Aug 7, 2007 10:22 GMT  ·  By

The new Windows Explorer in Windows Vista is not all that it was cranked up to be. Well, at least not when it comes down to the built in compression mechanism. This is nothing new in Vista. In fact, the default compression capabilities of Windows XP have survived in Microsoft's latest operating system from XP. However, the evolution of the feature has left something to be desired revealed Mark Russinovich, Microsoft Technical Fellow, following the acquisition of Sysinternals by the Redmond company. At this time, Russinovich revealed that he hopes Microsoft will improve the compression engine in Windows 7 (Seven), skipping Windows Vista Service Pack 1.

And it all started with an error message generated when using Explorer's Send To Compressed (zipped) Folder feature. The error message read "File not found or no read permission." Although the error did not make any sense, Russinovich traced the cause to a Sharing Violation. The antivirus from Computer Associates International was apparently keeping the files opened for scanning while Windows Explorer was trying to access them. While the scenario did indeed sniff out a bug in the security solution, it failed to explain Windows Explorer compression shortcomings.

"Now I turned my attention back to the inefficiencies of Explorer's compression feature. I captured a Process Monitor trace of the compression of a single file and counted the associated operations. Just for this simple case, Explorer opened the target ZIP file 14 times, 12 of those before it had actually created the file and therefore with NOT FOUND results, and performed directory look ups of the target 19 times. It was also redundant with the source file, opening it 28 times and querying the file's basic properties 17 times," Russinovich explained.

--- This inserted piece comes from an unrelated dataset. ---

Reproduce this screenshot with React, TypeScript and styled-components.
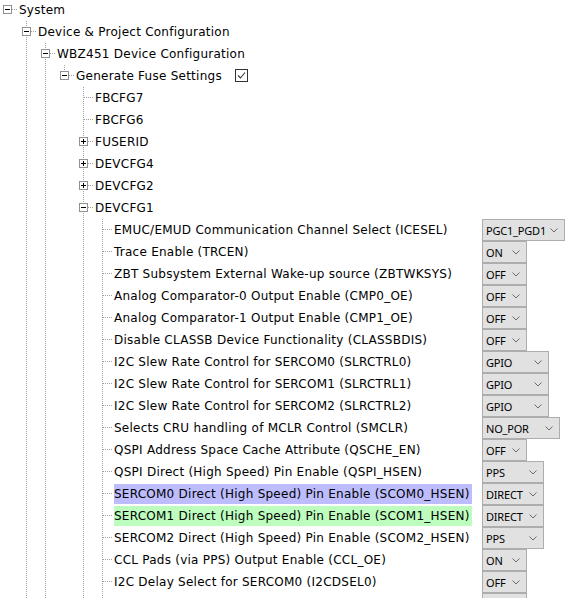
import React from 'react';
import styled, { createGlobalStyle } from 'styled-components';

const Global = createGlobalStyle`
  html, body { margin: 0; padding: 0; background: #ffffff; overflow: hidden; }
  body { font-family: "DejaVu Sans", Verdana, sans-serif; }
`;

type Kind = 'open' | 'closed' | 'leaf';
type Row = {
  label: string;
  depth: number;
  kind: Kind;
  guides: boolean[];
  last?: boolean;
  value?: string;
  w?: number;
  hl?: 'blue' | 'green';
  check?: boolean;
};

const G4 = [false, true, true, false];
const G5 = [false, true, true, false, true];

const rows: Row[] = [
  { label: 'System', depth: 0, kind: 'open', guides: [], last: true },
  { label: 'Device & Project Configuration', depth: 1, kind: 'open', guides: [false] },
  { label: 'WBZ451 Device Configuration', depth: 2, kind: 'open', guides: [false, true] },
  { label: 'Generate Fuse Settings', depth: 3, kind: 'open', guides: [false, true, true], last: true, check: true },
  { label: 'FBCFG7', depth: 4, kind: 'leaf', guides: G4 },
  { label: 'FBCFG6', depth: 4, kind: 'leaf', guides: G4 },
  { label: 'FUSERID', depth: 4, kind: 'closed', guides: G4 },
  { label: 'DEVCFG4', depth: 4, kind: 'closed', guides: G4 },
  { label: 'DEVCFG2', depth: 4, kind: 'closed', guides: G4 },
  { label: 'DEVCFG1', depth: 4, kind: 'open', guides: G4 },
  { label: 'EMUC/EMUD Communication Channel Select (ICESEL)', depth: 5, kind: 'leaf', guides: G5, value: 'PGC1_PGD1', w: 83 },
  { label: 'Trace Enable (TRCEN)', depth: 5, kind: 'leaf', guides: G5, value: 'ON', w: 45 },
  { label: 'ZBT Subsystem External Wake-up source (ZBTWKSYS)', depth: 5, kind: 'leaf', guides: G5, value: 'OFF', w: 45 },
  { label: 'Analog Comparator-0 Output Enable (CMP0_OE)', depth: 5, kind: 'leaf', guides: G5, value: 'OFF', w: 45 },
  { label: 'Analog Comparator-1 Output Enable (CMP1_OE)', depth: 5, kind: 'leaf', guides: G5, value: 'OFF', w: 45 },
  { label: 'Disable CLASSB Device Functionality (CLASSBDIS)', depth: 5, kind: 'leaf', guides: G5, value: 'OFF', w: 45 },
  { label: 'I2C Slew Rate Control for SERCOM0 (SLRCTRL0)', depth: 5, kind: 'leaf', guides: G5, value: 'GPIO', w: 67 },
  { label: 'I2C Slew Rate Control for SERCOM1 (SLRCTRL1)', depth: 5, kind: 'leaf', guides: G5, value: 'GPIO', w: 67 },
  { label: 'I2C Slew Rate Control for SERCOM2 (SLRCTRL2)', depth: 5, kind: 'leaf', guides: G5, value: 'GPIO', w: 67 },
  { label: 'Selects CRU handling of MCLR Control (SMCLR)', depth: 5, kind: 'leaf', guides: G5, value: 'NO_POR', w: 78 },
  { label: 'QSPI Address Space Cache Attribute (QSCHE_EN)', depth: 5, kind: 'leaf', guides: G5, value: 'OFF', w: 45 },
  { label: 'QSPI Direct (High Speed) Pin Enable (QSPI_HSEN)', depth: 5, kind: 'leaf', guides: G5, value: 'PPS', w: 62 },
  { label: 'SERCOM0 Direct (High Speed) Pin Enable (SCOM0_HSEN)', depth: 5, kind: 'leaf', guides: G5, value: 'DIRECT', w: 62, hl: 'blue' },
  { label: 'SERCOM1 Direct (High Speed) Pin Enable (SCOM1_HSEN)', depth: 5, kind: 'leaf', guides: G5, value: 'DIRECT', w: 62, hl: 'green' },
  { label: 'SERCOM2 Direct (High Speed) Pin Enable (SCOM2_HSEN)', depth: 5, kind: 'leaf', guides: G5, value: 'PPS', w: 62 },
  { label: 'CCL Pads (via PPS) Output Enable (CCL_OE)', depth: 5, kind: 'leaf', guides: G5, value: 'ON', w: 45 },
  { label: 'I2C Delay Select for SERCOM0 (I2CDSEL0)', depth: 5, kind: 'leaf', guides: G5, value: 'OFF', w: 45 },
  { label: 'I2C Delay Select for SERCOM1 (I2CDSEL1)', depth: 5, kind: 'leaf', guides: G5, value: 'OFF', w: 45 },
];

const Tree = styled.div`
  display: flex;
  flex-direction: column;
  margin-top: -1px;
`;

const RowBox = styled.div`
  display: flex;
  align-items: center;
  height: 22px;
`;

const LabelArea = styled.div`
  flex: 0 0 482px;
  display: flex;
  align-items: center;
  height: 22px;
  min-width: 0;
`;

const Gutter = styled.div`
  display: flex;
  flex: 0 0 auto;
`;

const CellSvg = styled.svg`
  display: block;
  flex: 0 0 19px;
`;

const Label = styled.span<{ $hl?: 'blue' | 'green' }>`
  font-family: "DejaVu Sans", Verdana, sans-serif;
  font-size: 12px;
  letter-spacing: 0.25px;
  color: #000000;
  white-space: nowrap;
  line-height: 20px;
  height: 20px;
  padding: 0 2px 0 0;
  background: ${(p) => (p.$hl === 'blue' ? '#bdbdfd' : p.$hl === 'green' ? '#bdfdbd' : 'transparent')};
`;

const CheckWrap = styled.span`
  display: inline-flex;
  margin-left: 11px;
  margin-top: -2px;
`;

const SmallSvg = styled.svg`
  display: block;
`;

const Combo = styled.div<{ $w: number }>`
  box-sizing: border-box;
  width: ${(p) => p.$w}px;
  height: 22px;
  border: 1px solid #adadad;
  background: #e1e1e1;
  display: flex;
  align-items: center;
  justify-content: space-between;
  padding: 0 6px 0 3px;
  font-family: "Noto Sans", "Open Sans", sans-serif;
  font-size: 11px;
  letter-spacing: -0.2px;
  color: #000000;
  white-space: nowrap;
`;

const DASH = '1 1';
const LINE = '#a0a0a0';

function Cell({ line }: { line: boolean }) {
  return (
    <CellSvg width={19} height={22}>
      {line && <line x1={7.5} y1={0} x2={7.5} y2={22} stroke={LINE} strokeDasharray={DASH} />}
    </CellSvg>
  );
}

function Connector({ row }: { row: Row }) {
  const hasParent = row.depth > 0;
  const box = row.kind !== 'leaf';
  return (
    <CellSvg width={19} height={22}>
      {hasParent && <line x1={7.5} y1={0} x2={7.5} y2={10} stroke={LINE} strokeDasharray={DASH} />}
      {!row.last && <line x1={7.5} y1={10} x2={7.5} y2={22} stroke={LINE} strokeDasharray={DASH} />}
      <line x1={box ? 12 : 8} y1={10.5} x2={18} y2={10.5} stroke={LINE} strokeDasharray={DASH} />
      {box && (
        <>
          <rect x={3.5} y={6.5} width={8} height={8} fill="#ffffff" stroke="#919191" />
          <line x1={5} y1={10.5} x2={10} y2={10.5} stroke="#000000" />
          {row.kind === 'closed' && <line x1={7.5} y1={8} x2={7.5} y2={13} stroke="#000000" />}
        </>
      )}
    </CellSvg>
  );
}

function CheckBox() {
  return (
    <SmallSvg width={13} height={13}>
      <rect x={0.5} y={0.5} width={12} height={12} fill="#ffffff" stroke="#333333" />
      <polyline points="3,6.5 5.5,9 10,3.5" fill="none" stroke="#333333" strokeWidth={1.1} />
    </SmallSvg>
  );
}

function Chevron() {
  return (
    <SmallSvg width={8} height={5}>
      <polyline points="0.5,0.5 4,4 7.5,0.5" fill="none" stroke="#6d6d6d" strokeWidth={1} />
    </SmallSvg>
  );
}

export default function App() {
  return (
    <>
      <Global />
      <Tree>
        {rows.map((r, i) => (
          <RowBox key={i}>
            <LabelArea>
              <Gutter>
                {r.guides.map((g, j) => (
                  <Cell key={j} line={g} />
                ))}
                <Connector row={r} />
              </Gutter>
              <Label $hl={r.hl}>{r.label}</Label>
              {r.check && (
                <CheckWrap>
                  <CheckBox />
                </CheckWrap>
              )}
            </LabelArea>
            {r.value && (
              <Combo $w={r.w ?? 45}>
                <span>{r.value}</span>
                <Chevron />
              </Combo>
            )}
          </RowBox>
        ))}
      </Tree>
    </>
  );
}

Thus he managed to confirm the fact that Windows Explorer was also at fault; well, actually the compression mechanism built into Explorer. "Zipfldr.dll, the Explorer file compression DLL, was in most of the stack traces, meaning that the compression engine itself was ultimately responsible for the waste. Further, the number of repetitious operations explodes when you compress multiple files. There are clearly easy ways to improve the algorithm, so hopefully we'll see a more efficient compression engine in Windows 7," Russinovich added.